Sabine C. Becker, Review of Dino Buzzati’s “The Falling Girl,” irreal [re]views, http://home.sprynet.com/~awhit/review2c.htm
For her 2nd solo show at moniquemeloche, Karen Reimer will exhibit her ongoing series “Endless Set” which made its inaugural debut in early 2007 at VONZWECK.
“It is a hard-line conceptual project, based on rules Reimer conceived before threading the first needle. Each crazy-quilt pillowcase is made up of a predetermined number of irregularly shaped, irregularly patterned patches. (Two, the first in the series, is made up of two patches; Thirty-Seven is composed of 37 patches, and so on.) Onto each pillowcase, the artist has stitched the accompanying prime number, a piece of white cotton fabric that is the same height in inches as the number it represents (e.g., Thirty-Seven is 37 inches tall)… As the series progresses and the numbers grow in value and height, the cases become more abstract, the sequence more oblique and indecipherable.
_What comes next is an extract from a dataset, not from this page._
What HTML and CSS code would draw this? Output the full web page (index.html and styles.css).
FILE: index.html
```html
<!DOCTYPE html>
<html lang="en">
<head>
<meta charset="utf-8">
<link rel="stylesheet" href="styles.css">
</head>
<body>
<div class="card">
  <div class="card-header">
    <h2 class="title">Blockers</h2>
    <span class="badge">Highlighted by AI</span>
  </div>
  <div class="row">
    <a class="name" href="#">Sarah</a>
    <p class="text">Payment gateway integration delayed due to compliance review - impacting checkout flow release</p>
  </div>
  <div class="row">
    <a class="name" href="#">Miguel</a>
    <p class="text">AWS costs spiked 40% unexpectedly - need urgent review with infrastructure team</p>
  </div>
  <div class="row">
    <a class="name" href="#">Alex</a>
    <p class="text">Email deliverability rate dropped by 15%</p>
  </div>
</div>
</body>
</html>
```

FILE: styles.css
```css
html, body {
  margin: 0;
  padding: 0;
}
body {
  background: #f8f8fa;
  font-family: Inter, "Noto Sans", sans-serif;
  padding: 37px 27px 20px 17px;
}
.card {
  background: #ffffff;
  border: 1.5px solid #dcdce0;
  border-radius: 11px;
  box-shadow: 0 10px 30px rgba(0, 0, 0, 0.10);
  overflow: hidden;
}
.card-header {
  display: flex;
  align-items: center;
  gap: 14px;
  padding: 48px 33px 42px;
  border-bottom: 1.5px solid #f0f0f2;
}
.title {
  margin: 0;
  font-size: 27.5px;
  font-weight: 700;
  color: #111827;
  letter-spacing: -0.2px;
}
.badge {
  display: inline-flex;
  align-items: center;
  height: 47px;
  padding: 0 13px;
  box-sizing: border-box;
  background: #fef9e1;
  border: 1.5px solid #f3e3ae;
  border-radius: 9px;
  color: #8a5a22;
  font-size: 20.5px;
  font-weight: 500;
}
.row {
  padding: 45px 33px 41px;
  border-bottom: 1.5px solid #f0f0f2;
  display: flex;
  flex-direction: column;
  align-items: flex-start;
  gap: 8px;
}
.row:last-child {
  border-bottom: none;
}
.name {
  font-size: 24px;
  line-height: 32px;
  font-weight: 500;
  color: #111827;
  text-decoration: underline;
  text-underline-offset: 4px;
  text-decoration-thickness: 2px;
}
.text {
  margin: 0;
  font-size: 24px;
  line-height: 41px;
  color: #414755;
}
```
The bright patchwork gives in to the growing swathes of white. Any portion of the number that does not fit within the grid of the pillowcase, Reimer has folded back onto itself, obscuring the prime-number sequence even further.”
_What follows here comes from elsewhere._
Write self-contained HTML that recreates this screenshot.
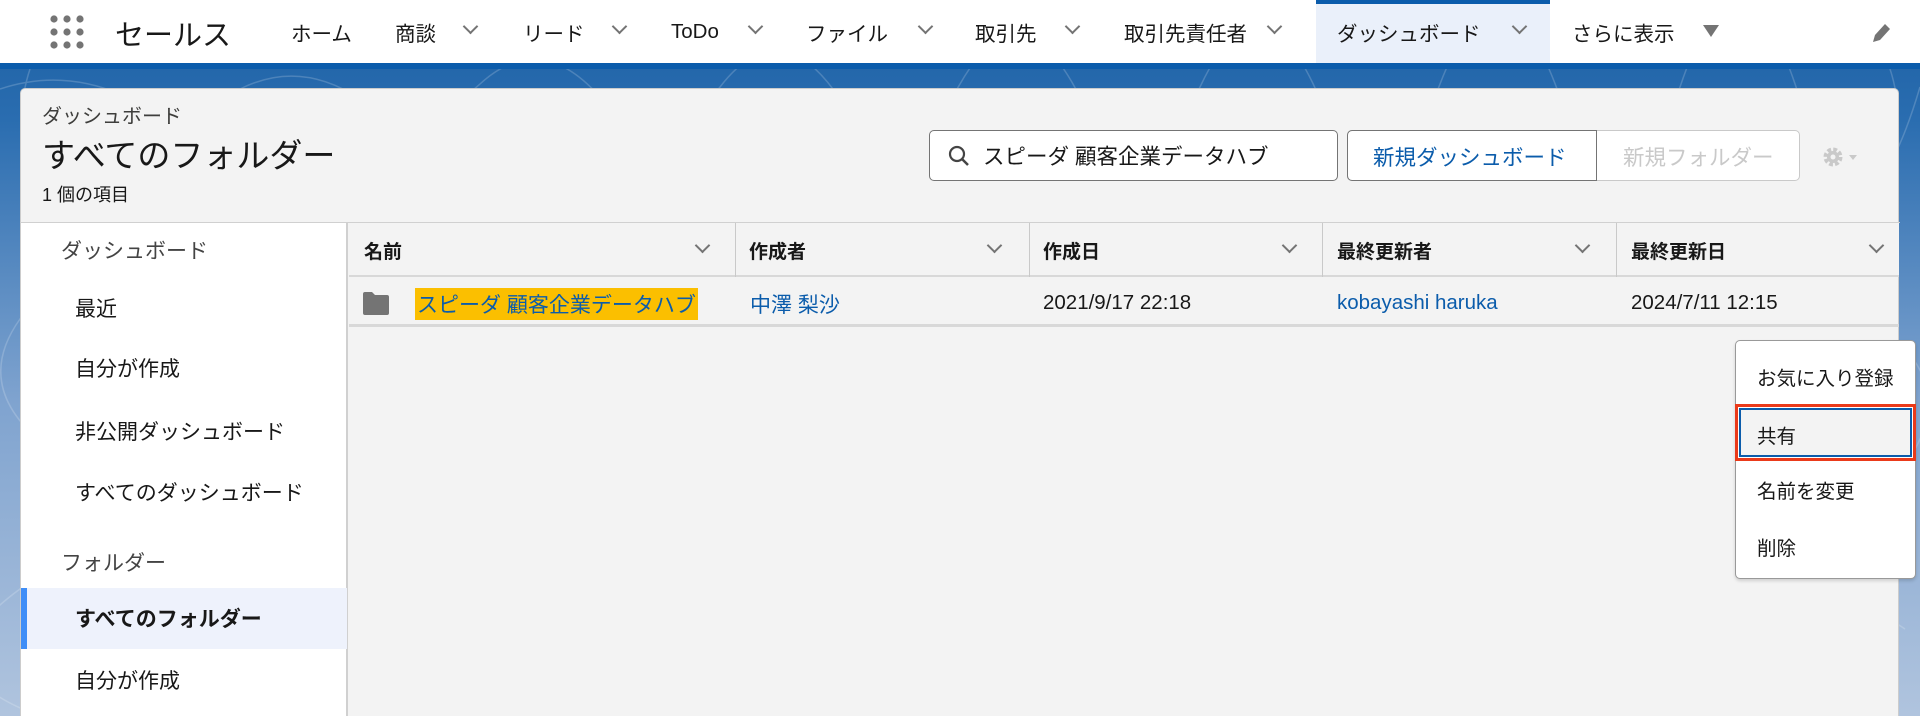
<!DOCTYPE html>
<html style="width:1920px;height:716px;overflow:hidden"><head><meta charset="utf-8"><style>
*{margin:0;padding:0;box-sizing:border-box}
body{width:1920px;height:716px;overflow:hidden;position:relative;font-family:"Liberation Sans","Noto Sans CJK JP",sans-serif;color:#181818;background:linear-gradient(180deg,#1b5fa3 0px,#2a6db0 120px,#7fa3cf 400px,#b0c4de 716px)}
.a{position:absolute;white-space:nowrap}
#nav{position:absolute;left:0;top:0;width:1920px;background:#fff;border-bottom:6px solid #0b5cab;height:69px}
.ni{font-size:20.5px;top:17px;color:#181818}
.chev{position:absolute;width:11px;height:11px;border-right:2px solid #747474;border-bottom:2px solid #747474;transform:rotate(45deg)}
#panel{position:absolute;left:20px;top:88px;width:1879px;height:628px;background:#f3f3f3;border-radius:5px 5px 0 0;border:1px solid #ccc;border-bottom:none}
.side{font-size:21px}
.th{font-size:19px;font-weight:bold;top:237px}
.td{font-size:20.5px;top:291px}
.blue{color:#0b5cab}
.mi{font-size:19.5px;left:1757px}
</style></head><body>
<svg class="a" style="left:0;top:69px" width="1920" height="647" opacity="0.18"><g fill="none" stroke="#fff" stroke-width="1.5">
<path d="M0 20 Q60 0 120 25 T240 20 T360 30 T480 15 T600 28 T720 18 T840 30 T960 15 T1080 28 T1200 18 T1320 30 T1440 15 T1560 28 T1680 18 T1800 30 T1920 18"/>
<path d="M30 0 Q10 60 40 120 T20 250 T50 380 T20 520 T40 647"/>
<path d="M1890 0 Q1910 60 1880 140 T1905 280 T1885 420 T1905 560"/>
</g></svg>
<div id="nav"></div>
<svg class="a" style="left:49px;top:14px" width="38" height="38"><g fill="#747474"><circle cx="5" cy="5" r="3.6"/><circle cx="18" cy="5" r="3.6"/><circle cx="31" cy="5" r="3.6"/><circle cx="5" cy="18" r="3.6"/><circle cx="18" cy="18" r="3.6"/><circle cx="31" cy="18" r="3.6"/><circle cx="5" cy="31" r="3.6"/><circle cx="18" cy="31" r="3.6"/><circle cx="31" cy="31" r="3.6"/></g></svg>
<div class="a" style="left:115px;top:12px;font-size:29px">セールス</div>
<div class="a" style="left:1316px;top:0;width:234px;height:63px;background:#eaf0fa;border-top:4px solid #0b5cab"></div>
<div class="a ni" style="left:291px">ホーム</div>
<div class="a ni" style="left:395px">商談</div><div class="chev" style="left:465px;top:21px"></div>
<div class="a ni" style="left:523px">リード</div><div class="chev" style="left:614px;top:21px"></div>
<div class="a ni" style="left:671px;top:20px">ToDo</div><div class="chev" style="left:750px;top:21px"></div>
<div class="a ni" style="left:806px">ファイル</div><div class="chev" style="left:920px;top:21px"></div>
<div class="a ni" style="left:975px">取引先</div><div class="chev" style="left:1067px;top:21px"></div>
<div class="a ni" style="left:1124px">取引先責任者</div><div class="chev" style="left:1269px;top:21px"></div>
<div class="a ni" style="left:1337px">ダッシュボード</div><div class="chev" style="left:1514px;top:21px"></div>
<div class="a ni" style="left:1572px">さらに表示</div>
<svg class="a" style="left:1703px;top:25px" width="16" height="12"><path d="M0 0H16L8 12Z" fill="#747474"/></svg>
<svg class="a" style="left:1870px;top:21px" width="22" height="24"><path d="M3 21L5 14L15 3L20 8L10 19Z" fill="#747474"/></svg>

<div id="panel"></div>
<div class="a" style="left:42px;top:100px;font-size:20px;color:#3e3e3c">ダッシュボード</div>
<div class="a" style="left:42px;top:129px;font-size:33px">すべてのフォルダー</div>
<div class="a" style="left:42px;top:181px;font-size:18px">1 個の項目</div>
<div class="a" style="left:929px;top:130px;width:409px;height:51px;background:#fff;border:1px solid #747474;border-radius:5px"></div>
<svg class="a" style="left:948px;top:145px" width="22" height="22"><circle cx="9" cy="9" r="7" fill="none" stroke="#444" stroke-width="2.2"/><path d="M14 14L20 20" stroke="#444" stroke-width="2.5"/></svg>
<div class="a" style="left:983px;top:140px;font-size:21.5px">スピーダ 顧客企業データハブ</div>
<div class="a" style="left:1347px;top:130px;width:453px;height:51px;background:#fff;border:1px solid #c9c9c9;border-radius:5px"></div>
<div class="a" style="left:1347px;top:130px;width:250px;height:51px;border:1px solid #747474;border-radius:5px 0 0 5px"></div>
<div class="a" style="left:1373px;top:141px;font-size:21.5px;color:#0b5cab">新規ダッシュボード</div>
<div class="a" style="left:1623px;top:141px;font-size:21.5px;color:#c9c9c9">新規フォルダー</div>
<svg class="a" style="left:1822px;top:146px" width="38" height="22"><circle cx="11" cy="11" r="7" fill="none" stroke="#c9c9c9" stroke-width="5" stroke-dasharray="3.5 2"/><circle cx="11" cy="11" r="6" fill="#c9c9c9"/><circle cx="11" cy="11" r="2.5" fill="#f3f3f3"/><path d="M27 9H35L31 14Z" fill="#c9c9c9"/></svg>

<div class="a" style="left:20px;top:222px;width:1880px;height:1px;background:#d0d0d0"></div>
<div class="a" style="left:21px;top:223px;width:327px;height:493px;background:#fff;border-right:2px solid #d0d0d0"></div>
<div class="a side" style="left:61px;top:235px;color:#444">ダッシュボード</div>
<div class="a side" style="left:75px;top:293px">最近</div>
<div class="a side" style="left:75px;top:353px">自分が作成</div>
<div class="a side" style="left:75px;top:416px">非公開ダッシュボード</div>
<div class="a side" style="left:75px;top:477px">すべてのダッシュボード</div>
<div class="a side" style="left:61px;top:547px;color:#444">フォルダー</div>
<div class="a" style="left:21px;top:588px;width:326px;height:61px;background:#eef2fc;border-left:6px solid #3f8ef7"></div>
<div class="a side" style="left:75px;top:603px;font-weight:bold">すべてのフォルダー</div>
<div class="a side" style="left:75px;top:665px">自分が作成</div>

<div class="a" style="left:349px;top:223px;width:1550px;height:54px;background:#f3f3f3;border-bottom:2px solid #d8d8d8"></div>
<div class="a" style="left:735px;top:223px;width:1px;height:54px;background:#c9c9c9"></div>
<div class="a" style="left:1029px;top:223px;width:1px;height:54px;background:#c9c9c9"></div>
<div class="a" style="left:1322px;top:223px;width:1px;height:54px;background:#c9c9c9"></div>
<div class="a" style="left:1616px;top:223px;width:1px;height:54px;background:#c9c9c9"></div>
<div class="a th" style="left:364px">名前</div><div class="chev" style="left:697px;top:240px"></div>
<div class="a th" style="left:749px">作成者</div><div class="chev" style="left:989px;top:240px"></div>
<div class="a th" style="left:1043px">作成日</div><div class="chev" style="left:1284px;top:240px"></div>
<div class="a th" style="left:1337px">最終更新者</div><div class="chev" style="left:1577px;top:240px"></div>
<div class="a th" style="left:1631px">最終更新日</div><div class="chev" style="left:1871px;top:240px"></div>
<div class="a" style="left:349px;top:324px;width:1550px;height:3px;background:#d8d8d8"></div>
<svg class="a" style="left:363px;top:292px" width="26" height="23"><path d="M0 2Q0 0 2 0H9L12 3H24Q26 3 26 5V21Q26 23 24 23H2Q0 23 0 21Z" fill="#747474"/></svg>
<div class="a blue" style="left:415px;top:288px;font-size:21px;background:#fbbf00;padding:1px 2px">スピーダ 顧客企業データハブ</div>
<div class="a td blue" style="left:750px;top:289px;font-size:21px">中澤 梨沙</div>
<div class="a td" style="left:1043px">2021/9/17 22:18</div>
<div class="a td blue" style="left:1337px">kobayashi haruka</div>
<div class="a td" style="left:1631px">2024/7/11 12:15</div>

<div class="a" style="left:1735px;top:340px;width:181px;height:239px;background:#fff;border:1px solid #999;border-radius:5px;box-shadow:0 2px 3px rgba(0,0,0,.15)"></div>
<div class="a mi" style="top:362px">お気に入り登録</div>
<div class="a" style="left:1735px;top:404px;width:181px;height:57px;border:3px solid #ea3a1a"></div>
<div class="a" style="left:1739px;top:408px;width:173px;height:49px;border:2px solid #0b5cab;background:#f3f3f3"></div>
<div class="a mi" style="top:420px">共有</div>
<div class="a mi" style="top:475px">名前を変更</div>
<div class="a mi" style="top:532px">削除</div>
</body></html>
– Jake Malooley Time Out Chicago issue 112
The wikipedia definition of a prime number is a natural number greater than 1 which has exactly two distinct natural number divisors: 1 and itself. For example: 2, 3, 5, 7, 11, 13, 17, 19, 23, 29, 31, 37, 41, 43, 47, 53, 59, 61, 67, 71, 73, 79, 83, 89, 97, 101…
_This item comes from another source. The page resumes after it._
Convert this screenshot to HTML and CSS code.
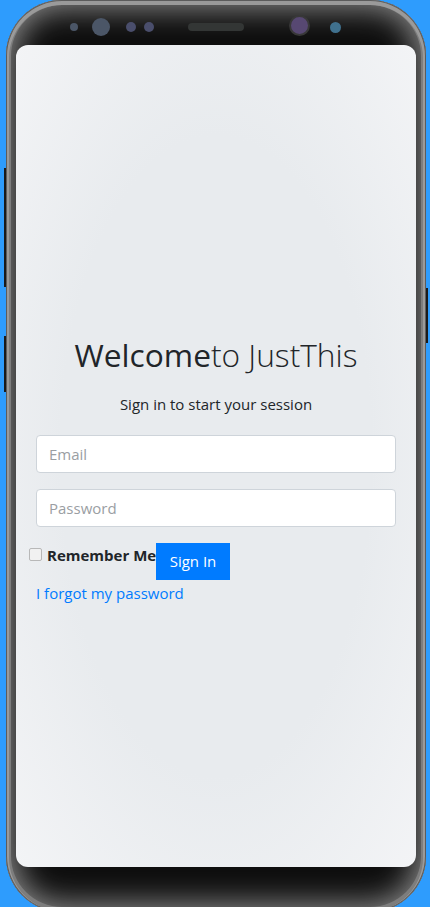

Karen Reimer received her MFA from the University of Chicago in 1989. A solo show, Karen Reimer: Embroideries 1999-2005, was mounted in 2007 at the Rochester Art Center, Rochester, MN curated by Scott Stulen. Her work is published in The Object of Labor: Art, Cloth, and Cultural Production, MIT Press, edited by Joan Livingstone & John Ploof, and By Hand: The Use of Craft in Contemporary Art, Princeton Architectural Press, edited by Shu Hung & Joseph Magliaro – both published in 2007. Selected group exhibitions include such institutions as the Contemporary Craft Museum, Portland OR; Memphis College of Art, Kohler Art Museum, Sheboygan, WI; Museum of Contemporary Art, Chicago; Hyde Park Art Center, Chicago; and Wallspace, NY. Reimer is a past recipient of both the Richard H. Driehaus Foundation Grant and Artadia Chicago Grants for Individual Artists.